What Is It?(Spoilers): Hot Gimmick is a (brilliant) Shojo manga that ran for 54 chapters, following the romantic misadventures of Hatsumi Narita as she deals with a variety of men, all of which being problematic in their own way. Along the way she must deal with her sister having a pregnancy scare, being blackmailed into some very awkward sexual situations (as a direct result of said scare), almost being gang-raped by a love interest and his friends and dealing with the affections of her adopted older brother... Wait I'm making this sound a lot more fucked up than it is! Um... It's also a brilliant tale of people growing up past their immature natures as children to become adults, find love, discover themselves, or face up to the realities of the situations they come to be in. But really no matter what this story is about the romance that builds between Hatsumi & Ryoki Tachibana, which whilst SO uncomfortable at first (because of the whole blackmail thing and Ryoki's immature and abusive nature) becomes something that truly MATTERS to the reader, demanding the attention and emotions of the reader. But I won't say anymore about that, just in case you don't want ALL the plot beats ruined for you.
What's So Great About It?(SPOILERS): This is a series that knows drama. There isn't a single twist in this series that feels tame. Seriously, you read any twist in this story and your heart is torn right out, thrown on the floor and completely destroyed, all before the story kicks it back up into the air and slams it back to where it belongs. But it's too late by then, your heart is hurt. It can't cope with how emotional this stuff is. And not just that, it feels realistic. Okay, that needs some adjustment. It FEELS realistic, even when it's clearly stuff that would NEVER happen. For example there's the reveal of Azusa Odagiri (another of Hatsumi's love interests) true intentions and the motivation for them. See, turns out he's out to hurt Hatsumi's Father by hurting Hatsumi, because he's convinced that the Father had an affair with his Mother, ruining his life and leading to his Mother's death from ill health. That's a real convoluted plot, but one that is treated in such a manner that you believe that not only COULD it happen, but you can realistically imagine it happening as you read. That's pretty damn impacting.

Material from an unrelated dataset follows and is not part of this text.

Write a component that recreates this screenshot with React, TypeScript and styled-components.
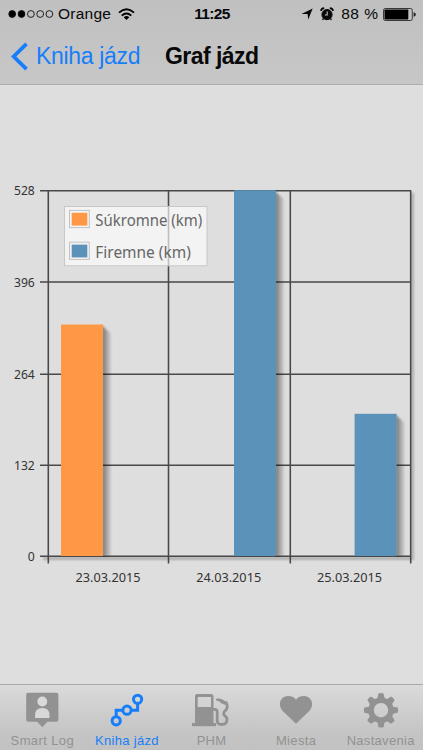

Still, I can't truly address what makes this series great without dealing with the huge fucking elephant in the room: Hatsumi is abused by Ryoki, the character she stays with. And it's treated like it's acceptable. Now, you and I both know that it is absolutely NOT acceptable, and it reads in a way that absolutely SHOWS it's not acceptable, but it IS shrugged off more often than not. This actually becomes comedic more than once when he goes beyond the acceptable threshold and gets CONSTANTLY INTERRUPTED. But what matters here isn't how horrible Ryoki can behave, but how he grows throughout the story. What was once a horrible and petulant child in the body of a man, a person who doesn't understand how to interact with others correctly because of their... corrupt upbringing. It's a man growing from his nurture to discover who he truly is. And in the end he's still a jerk, sure, but he's no longer horribly abusive in attempts to show affection or in dealing with others. He's just kinda a dick. And if we're honest, isn't that the best any man can aspire to be? It also helps that on more than one occasion along the way he shows that underneath it all is a gentleman, ready to protect the people he cares about. I mean the man saves Hatsumi from Azusa's attempted gangrape situation in an incredibly gallant move. You don't get much better than that deep down, do you?

Oh and the art and writing is brilliant, and representative of what Shojo manga could truly be if given as much love and care as Miki Aihara has clearly put into her work. But I'm sadly running too short on time to delve into that, and sadly have no scans to back up my claim on this occasion.

Is It Worth Buying?: Originally I would have said it depends on how much you want to read this story. It ran at 12 volumes at about $10/£6 a pop, which added up fast. But due to the rare bit of common sense from Viz Media the series recently got re-released in their 'VizBig' format, which is a high-quality 3-volumes-in-one dealio at a much lower price than they would be seperately. So for about $60/£40 you can get one of the western markets best Shojo manga. And you can't say no to that. Unless you're an arsehole. Or, ya know, if I've offended you with my earlier whinging about Shojo.


You can get Hot Gimmick in both its formats on Amazon (UK) and I implore you to at least grab the first vizbig 3-in-1 volume. For your own good.

1 comment:

  1. No, sir. The stupidest of all manga genres is by far the female Harem type (Love Hina, etc.). You're also wrong about the "Cactus'" thing. Since cactus is a name/noun ending in "s", you would still put the "apostrophe s" at the end. If it were a plural like, for example, apples... then when you make apples into a possessive form you write it as apples'. It always bothers me when people make that retarded mistake.